Like many of the employees, Kleckler and Genung had joined up with Curtiss early in the company’s phenomenal period of growth. In 1909, when A. P. Warner—the first private individual to buy an airplane in America—came to the plant to make the sale, he remembers Curtiss’s operation as “little more than a shed with a few tools in it.” As the company rapidly expanded over the next five years, Genung and Kleckler were indispensable to Curtiss. When Curtiss got swept up in a new idea, he needed Genung to manage an often overwhelming volume of existing business. And to bring his new ideas to fruition, Curtiss invariably relied on Kleckler to work out the knottiest engineering details.

But the two men were surprisingly representative of the devoted and genial workforce that Curtiss had assembled by 1914. Of all the many employees who worked for him over the years, few felt differently than Lewis Longwell, who joined the company in 1911. As Longwell puts it simply, “Curtiss was a good and honest man to work for.” A key secret to the company’s success, another Curtiss collaborator, Theodore “Spuds” Ellyson explains, was that Curtiss never set himself apart as a genius inventor. Rather he was “a comrade and chum, who made us feel that we were all working together, and that our ideas and advice were really of some value.”

 

Examining each piece of the Langley aerodrome carefully as it is uncrated, Curtiss and Kleckler personally supervise as workers carry the pieces into a newly created work area off the courtyard at the Curtiss plant. The outdoor space between the plant’s office building and the airplane assembly room has recently been walled in and roofed over and it will serve as the staging area for the months of work it will take to restore the aircraft.

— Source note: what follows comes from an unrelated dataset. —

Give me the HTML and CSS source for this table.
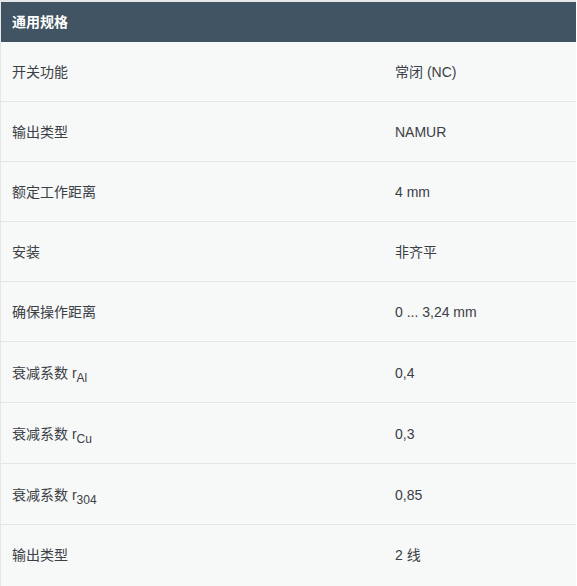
FILE: index.html
```html
<!DOCTYPE html>
<html lang="zh">
<head>
<meta charset="utf-8">
<title>通用规格</title>
<link rel="stylesheet" href="styles.css">
</head>
<body>
<div class="wrap">
  <table class="spec">
    <thead>
      <tr><th colspan="2">通用规格</th></tr>
    </thead>
    <tbody>
      <tr><td class="k">开关功能</td><td class="v">常闭 (NC)</td></tr>
      <tr><td class="k">输出类型</td><td class="v">NAMUR</td></tr>
      <tr><td class="k">额定工作距离</td><td class="v">4 mm</td></tr>
      <tr><td class="k">安装</td><td class="v">非齐平</td></tr>
      <tr><td class="k">确保操作距离</td><td class="v">0 ... 3,24 mm</td></tr>
      <tr class="tall"><td class="k">衰减系数 r<sub>Al</sub></td><td class="v">0,4</td></tr>
      <tr class="tall"><td class="k">衰减系数 r<sub>Cu</sub></td><td class="v">0,3</td></tr>
      <tr class="tall"><td class="k">衰减系数 r<sub>304</sub></td><td class="v">0,85</td></tr>
      <tr class="last"><td class="k">输出类型</td><td class="v">2 线</td></tr>
    </tbody>
  </table>
</div>
</body>
</html>
```
FILE: styles.css
```css
html, body {
  margin: 0;
  padding: 0;
  background: #ffffff;
}
body {
  font-family: "Liberation Sans", Arial, "Noto Sans CJK SC", sans-serif;
  font-size: 14px;
  color: #3a4045;
}
.wrap {
  border-top: 2px solid #e4e6e7;
  border-left: 1px solid #e4e6e7;
  width: 575px;
}
.spec {
  width: 100%;
  border-collapse: collapse;
  background: #f7f8f8;
}
.spec th {
  background: #415463;
  color: #ffffff;
  font-weight: bold;
  text-align: left;
  height: 39px;
  padding: 0 11px;
  line-height: 20px;
  box-sizing: border-box;
}
.spec td {
  height: 20px;
  padding: 20px 12px 19px 11px;
  line-height: 20px;
  border-bottom: 1px solid #e3e5e6;
  vertical-align: middle;
}
.spec thead tr {
  height: 40px;
}
.spec tr.tall td {
  padding-top: 21px;
  padding-bottom: 19px;
}
.spec tr.last td {
  border-bottom: none;
  padding-bottom: 22px;
}
.spec td.k {
  width: 359px;
}
.spec td.v {
  padding-left: 12px;
}
sub {
  font-size: 12px;
  line-height: 0;
  vertical-align: -4px;
}
```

It is an indication of the stature of the aerodrome restoration project that Curtiss has put Kleckler in charge. But, uncharacteristically, Kleckler is worried and, as the two quietly discuss the job, he doesn’t hesitate to say so. Chief among Kleckler’s concerns is that no expense was spared in the aerodrome’s original construction and he doesn’t know how he and his workers will be able to match it without spending a fortune far beyond the limited budget the Smithsonian has proposed for the job.